Select, from the material below, each line with "code" in it.

==== Data rows ====

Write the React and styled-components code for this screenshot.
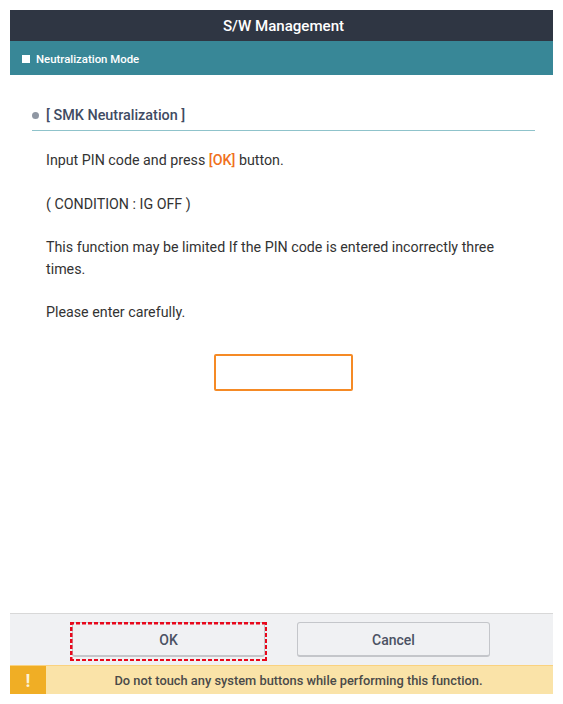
import * as React from 'react';
import styled, { createGlobalStyle } from 'styled-components';

const GlobalStyle = createGlobalStyle`
  * {
    box-sizing: border-box;
  }
  body {
    margin: 0;
    background: #ffffff;
    font-family: Roboto, "Liberation Sans", sans-serif;
  }
`;

const Page = styled.div`
  width: 563px;
  height: 704px;
  padding: 10px;
`;

const Screen = styled.div`
  width: 543px;
  height: 684px;
  display: flex;
  flex-direction: column;
  background: #ffffff;
`;

const TitleBar = styled.div`
  height: 31px;
  flex: none;
  display: flex;
  align-items: center;
  justify-content: center;
  padding-left: 4px;
  background: #2f3643;
  color: #ffffff;
  font-size: 15.1px;
  font-weight: 500;
`;

const ModeBar = styled.div`
  height: 34px;
  flex: none;
  display: flex;
  align-items: center;
  gap: 6px;
  padding: 1px 0 0 12px;
  background: #388797;
  color: #ffffff;
  font-size: 11.4px;
  font-weight: 500;
`;

const ModeMark = styled.span`
  width: 8px;
  height: 8px;
  background: #ffffff;
`;

const Content = styled.div`
  flex: 1;
  padding: 30px 18px 0 22px;
`;

const SectionHead = styled.div`
  height: 26px;
  display: flex;
  align-items: flex-start;
  gap: 7px;
  padding-top: 1px;
  border-bottom: 1px solid #8fc3cb;
  color: #3f4b63;
  font-size: 14.4px;
  font-weight: 500;
  line-height: 20px;
`;

const Bullet = styled.span`
  width: 7px;
  height: 7px;
  margin-top: 6px;
  border-radius: 50%;
  background: #8f97a3;
`;

const Body = styled.div`
  padding: 19px 10px 0 14px;
  color: #333333;
  font-size: 14.25px;
  line-height: 21.5px;
`;

const Para = styled.p`
  margin: 0 0 22px;
`;

const Accent = styled.b`
  color: #f07020;
  font-weight: 500;
`;

const PinRow = styled.div`
  display: flex;
  justify-content: center;
  padding-top: 8px;
`;

const PinInput = styled.div`
  width: 139px;
  height: 37px;
  border: 2px solid #f58a25;
  border-radius: 2px;
  background: #ffffff;
`;

const ButtonBar = styled.div`
  height: 52px;
  flex: none;
  display: flex;
  align-items: flex-start;
  gap: 30px;
  padding: 8px 0 0 59.5px;
  background: #f0f1f3;
  border-top: 1px solid #d8d8d8;
`;

const Button = styled.div`
  width: 193px;
  height: 35px;
  display: flex;
  align-items: center;
  justify-content: center;
  padding-top: 2px;
  border: 1px solid #c4c6ca;
  border-bottom-width: 2px;
  border-radius: 3px;
  background: #f0f1f3;
  color: #4b5263;
  font-size: 14px;
  font-weight: 500;
`;

// square red dots laid over the button edge, tighter than a dashed border
const Highlight = styled.div`
  position: relative;
  padding: 0 2px 4px 2.5px;

  &:after {
    content: '';
    position: absolute;
    inset: 0;
    background:
      repeating-linear-gradient(90deg, #e8081c 0 4px, transparent 4px 6px) top / 100% 2.5px no-repeat,
      repeating-linear-gradient(90deg, #e8081c 0 4px, transparent 4px 6px) bottom / 100% 2.5px no-repeat,
      repeating-linear-gradient(0deg, #e8081c 0 4px, transparent 4px 6px) left / 2.5px 100% no-repeat,
      repeating-linear-gradient(0deg, #e8081c 0 4px, transparent 4px 6px) right / 2.5px 100% no-repeat;
  }
`;

const WarnBar = styled.div`
  height: 29px;
  flex: none;
  display: flex;
  background: #fae3a8;
  border-top: 1px solid #fad27f;
`;

const WarnIcon = styled.div`
  width: 36px;
  display: flex;
  align-items: center;
  justify-content: center;
  background: #f0ae25;
  color: #fdf3d8;
  font-size: 18px;
  font-weight: 700;
`;

const WarnText = styled.div`
  flex: 1;
  display: flex;
  align-items: center;
  justify-content: center;
  padding-right: 2px;
  color: #4a4a48;
  font-size: 12.85px;
  font-weight: 500;
`;

export default function App() {
  return (
    <Page>
      <GlobalStyle />
      <Screen>
        <TitleBar>S/W Management</TitleBar>
        <ModeBar>
          <ModeMark />
          Neutralization Mode
        </ModeBar>
        <Content>
          <SectionHead>
            <Bullet />
            [ SMK Neutralization ]
          </SectionHead>
          <Body>
            <Para>
              Input PIN code and press <Accent>[OK]</Accent> button.
            </Para>
            <Para>( CONDITION : IG OFF )</Para>
            <Para>
              This function may be limited If the PIN code is entered incorrectly three times.
            </Para>
            <Para>Please enter carefully.</Para>
          </Body>
          <PinRow>
            <PinInput />
          </PinRow>
        </Content>
        <ButtonBar>
          <Highlight>
            <Button>OK</Button>
          </Highlight>
          <Button>Cancel</Button>
        </ButtonBar>
        <WarnBar>
          <WarnIcon>!</WarnIcon>
          <WarnText>Do not touch any system buttons while performing this function.</WarnText>
        </WarnBar>
      </Screen>
    </Page>
  );
}
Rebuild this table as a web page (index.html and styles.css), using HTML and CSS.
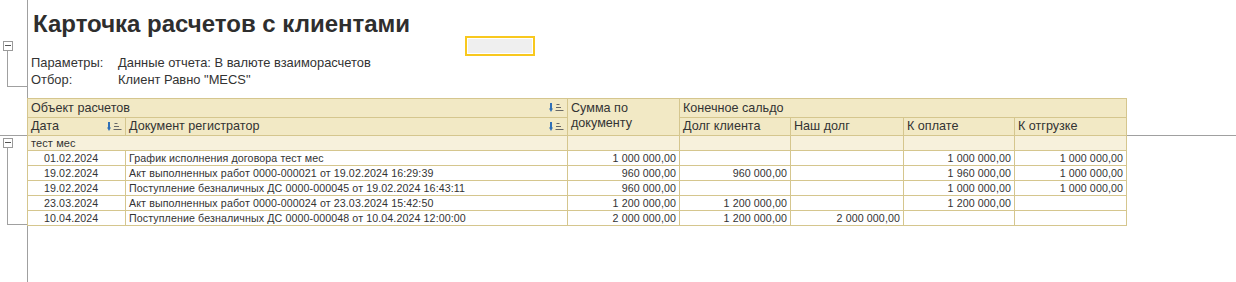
FILE: index.html
```html
<!DOCTYPE html>
<html lang="ru">
<head>
<meta charset="utf-8">
<title>Карточка расчетов с клиентами</title>
<link rel="stylesheet" href="styles.css">
</head>
<body>
<div class="page">
  <div class="gutter">
    <div class="node n1"><span class="box"></span><span class="stem s1"></span></div>
    <div class="rule"></div>
    <div class="node n2"><span class="box"></span><span class="stem s2"></span></div>
  </div>
  <div class="content">
    <h1 class="title">Карточка расчетов с клиентами</h1>
    <div class="cursor"></div>
    <div class="params">
      <div class="prow"><span class="plabel">Параметры:</span><span>Данные отчета: В валюте взаиморасчетов</span></div>
      <div class="prow"><span class="plabel">Отбор:</span><span>Клиент Равно "MECS"</span></div>
    </div>
    <div class="tablerow">
      <table class="report">
        <colgroup>
          <col class="c-date"><col class="c-doc"><col class="c-sum"><col class="c-n1"><col class="c-n2"><col class="c-n3"><col class="c-n4">
        </colgroup>
        <thead>
          <tr class="h1">
            <th colspan="2"><div class="hc"><span>Объект расчетов</span><svg class="sort" width="16" height="10" viewBox="0 0 16 10"><rect x="1" y="0" width="2" height="6" fill="#2f6fb6"/><path d="M0 5.5h4L2 9z" fill="#2f6fb6"/><rect x="7.5" y="1" width="3" height="1" fill="#666"/><rect x="7" y="4" width="5" height="1" fill="#666"/><rect x="6.5" y="7" width="8" height="1" fill="#666"/></svg></div></th>
            <th rowspan="2" class="top">Сумма по<br>документу</th>
            <th colspan="4">Конечное сальдо</th>
          </tr>
          <tr class="h2">
            <th><div class="hc"><span>Дата</span><svg class="sort" width="16" height="10" viewBox="0 0 16 10"><rect x="1" y="0" width="2" height="6" fill="#2f6fb6"/><path d="M0 5.5h4L2 9z" fill="#2f6fb6"/><rect x="7.5" y="1" width="3" height="1" fill="#666"/><rect x="7" y="4" width="5" height="1" fill="#666"/><rect x="6.5" y="7" width="8" height="1" fill="#666"/></svg></div></th>
            <th><div class="hc"><span>Документ регистратор</span><svg class="sort" width="16" height="10" viewBox="0 0 16 10"><rect x="1" y="0" width="2" height="6" fill="#2f6fb6"/><path d="M0 5.5h4L2 9z" fill="#2f6fb6"/><rect x="7.5" y="1" width="3" height="1" fill="#666"/><rect x="7" y="4" width="5" height="1" fill="#666"/><rect x="6.5" y="7" width="8" height="1" fill="#666"/></svg></div></th>
            <th>Долг клиента</th>
            <th>Наш долг</th>
            <th>К оплате</th>
            <th>К отгрузке</th>
          </tr>
        </thead>
        <tbody>
          <tr class="grp"><td colspan="2">тест мес</td><td></td><td></td><td></td><td></td><td></td></tr>
          <tr><td class="date">01.02.2024</td><td>График исполнения договора тест мес</td><td class="num">1 000 000,00</td><td></td><td></td><td class="num">1 000 000,00</td><td class="num">1 000 000,00</td></tr>
          <tr><td class="date">19.02.2024</td><td>Акт выполненных работ 0000-000021 от 19.02.2024 16:29:39</td><td class="num">960 000,00</td><td class="num">960 000,00</td><td></td><td class="num">1 960 000,00</td><td class="num">1 000 000,00</td></tr>
          <tr><td class="date">19.02.2024</td><td>Поступление безналичных ДС 0000-000045 от 19.02.2024 16:43:11</td><td class="num">960 000,00</td><td></td><td></td><td class="num">1 000 000,00</td><td class="num">1 000 000,00</td></tr>
          <tr><td class="date">23.03.2024</td><td>Акт выполненных работ 0000-000024 от 23.03.2024 15:42:50</td><td class="num">1 200 000,00</td><td class="num">1 200 000,00</td><td></td><td class="num">1 200 000,00</td><td></td></tr>
          <tr><td class="date">10.04.2024</td><td>Поступление безналичных ДС 0000-000048 от 10.04.2024 12:00:00</td><td class="num">2 000 000,00</td><td class="num">1 200 000,00</td><td class="num">2 000 000,00</td><td></td><td></td></tr>
        </tbody>
      </table>
      <div class="tail"></div>
    </div>
  </div>
</div>
</body>
</html>
```

FILE: styles.css
```css
html, body {
  margin: 0;
  padding: 0;
  background: #fff;
}
body {
  font-family: "Liberation Sans", Arial, sans-serif;
  color: #333;
}
.page {
  display: flex;
  width: 1236px;
  height: 282px;
  overflow: hidden;
}
.gutter {
  width: 27px;
  flex: none;
  display: flex;
  flex-direction: column;
}
.node {
  display: flex;
  flex-direction: column;
}
.n1 { margin-top: 41px; }
.n2 { margin-top: 2px; }
.box {
  position: relative;
  display: block;
  box-sizing: border-box;
  width: 10px;
  height: 10px;
  margin-left: 3px;
  border: 1px solid #9a9a9a;
  background: #fff;
}
.box::after {
  content: "";
  position: absolute;
  left: 1px;
  right: 1px;
  top: 3px;
  height: 1px;
  background: #555;
}
.stem {
  display: block;
  box-sizing: border-box;
  margin-left: 7px;
  width: 20px;
  border-left: 1px solid #a0a0a0;
  border-bottom: 1px solid #a0a0a0;
}
.s1 { height: 36px; }
.s2 { height: 77px; }
.rule {
  margin-top: 48px;
  height: 1px;
  background: #a0a0a0;
}
.content {
  flex: 1;
  position: relative;
  border-left: 1px solid #a0a0a0;
}
.title {
  margin: 10px 0 0 5px;
  font-size: 24px;
  line-height: 28px;
  font-weight: bold;
  color: #2e2e2e;
}
.cursor {
  position: absolute;
  left: 437px;
  top: 36px;
  width: 70px;
  height: 20px;
  box-sizing: border-box;
  border: 2px solid #f8c81e;
  background: #efefef;
  box-shadow: inset 0 0 0 1px #fff;
}
.params {
  margin: 16px 0 0 3px;
  font-size: 12.9px;
  line-height: 17px;
}
.prow {
  display: flex;
}
.plabel {
  width: 87px;
  flex: none;
}
.tablerow {
  display: flex;
  align-items: flex-start;
  margin-top: 10px;
  margin-left: -1px;
}
.tail {
  flex: 1;
  box-sizing: border-box;
  height: 38px;
  border-bottom: 1px solid #a0a0a0;
}
.report {
  border-collapse: collapse;
  table-layout: fixed;
  width: 1100px;
  flex: none;
}
.c-date { width: 98px; }
.c-doc { width: 442px; }
.c-sum { width: 112px; }
.c-n1 { width: 111px; }
.c-n2 { width: 113px; }
.c-n3 { width: 111px; }
.c-n4 { width: 112px; }
.report th,
.report td {
  border: 1px solid #d5c68e;
  padding: 0 3px;
  white-space: nowrap;
  overflow: hidden;
}
.report th {
  background: #f2e9c5;
  font-weight: normal;
  font-size: 12.6px;
  line-height: 15px;
  text-align: left;
  vertical-align: middle;
  color: #333;
}
.report th.top {
  vertical-align: top;
  padding-top: 2px;
}
.h1 { height: 19px; }
.h2 { height: 18px; }
.hc {
  display: flex;
  align-items: center;
  justify-content: space-between;
}
.sort {
  flex: none;
  margin-right: -1px;
}
.report td {
  font-size: 10.67px;
  letter-spacing: 0.1px;
  line-height: 13px;
  height: 14px;
  padding-top: 0;
  padding-bottom: 0;
  color: #333;
  background: #fff;
}
.report tr.grp td {
  background: #f7f1dc;
  font-size: 11px;
}
.report td.date {
  padding-left: 16px;
}
.report td.num {
  text-align: right;
}
```
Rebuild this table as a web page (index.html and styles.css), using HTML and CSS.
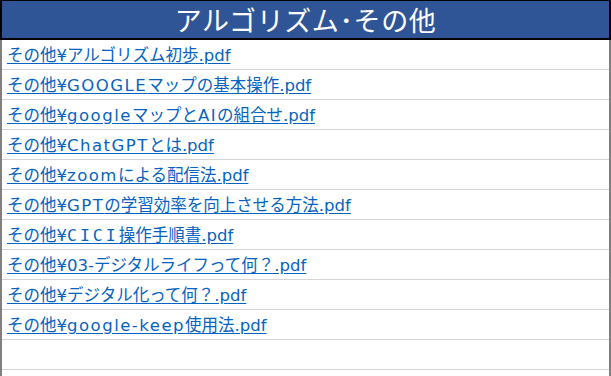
FILE: index.html
```html
<!DOCTYPE html>
<html lang="ja">
<head>
<meta charset="utf-8">
<link rel="stylesheet" href="styles.css">
</head>
<body>
<div class="sheet">
  <div class="title">アルゴリズム･その他</div>
  <ul class="list">
    <li class="row"><a href="#">その他¥アルゴリズム初歩.pdf</a></li>
    <li class="row"><a href="#">その他¥<span class="en">GOOGLE</span>マップの基本操作.pdf</a></li>
    <li class="row"><a href="#">その他¥<span class="en">google</span>マップと<span class="en">AI</span>の組合せ.pdf</a></li>
    <li class="row"><a href="#">その他¥<span class="en">ChatGPT</span>とは.pdf</a></li>
    <li class="row"><a href="#">その他¥<span class="en">zoom</span>による配信法.pdf</a></li>
    <li class="row"><a href="#">その他¥<span class="en">GPT</span>の学習効率を向上させる方法.pdf</a></li>
    <li class="row"><a href="#">その他¥<span class="en en-wide">CICI</span>操作手順書.pdf</a></li>
    <li class="row"><a href="#">その他¥03-デジタルライフって何？.pdf</a></li>
    <li class="row"><a href="#">その他¥デジタル化って何？.pdf</a></li>
    <li class="row"><a href="#">その他¥<span class="en">google-keep</span>使用法.pdf</a></li>
    <li class="row"></li>
    <li class="row"></li>
  </ul>
</div>
</body>
</html>
```
FILE: styles.css
```css
html, body {
  margin: 0;
  padding: 0;
  background: #ffffff;
}
.sheet {
  width: 611px;
  height: 376px;
  overflow: hidden;
  box-sizing: border-box;
  font-family: "Noto Sans CJK JP", "Noto Sans", sans-serif;
}
.title {
  height: 37px;
  box-sizing: content-box;
  border-top: 1px solid #000;
  border-bottom: 2px solid #000;
  border-left: 2px solid #000;
  border-right: 2px solid #000;
  background: #2f5597;
  color: #ffffff;
  font-size: 27px;
  letter-spacing: 0.6px;
  line-height: 38px;
  text-align: center;
  width: 607px;
}
.list {
  list-style: none;
  margin: 0;
  padding: 0;
  border-left: 2px solid #808080;
  border-right: 2px solid #808080;
  width: 607px;
}
.row {
  height: 29px;
  border-bottom: 1px solid #d4d4d4;
  padding-left: 5px;
  font-family: "DejaVu Sans", "Noto Sans CJK JP", sans-serif;
  font-size: 16.5px;
  line-height: 31px;
}
.row a {
  color: #0563c1;
  text-decoration: underline;
  text-underline-offset: 2px;
}
.en {
  letter-spacing: 1.5px;
}
.en-wide {
  font-family: "DejaVu Sans Mono", "DejaVu Sans", monospace;
  letter-spacing: 3px;
}
```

====

Expected answer:
Write the React and styled-components code for this screenshot.
              Input PIN code and press <Accent>[OK]</Accent> button.
              This function may be limited If the PIN code is entered incorrectly three times.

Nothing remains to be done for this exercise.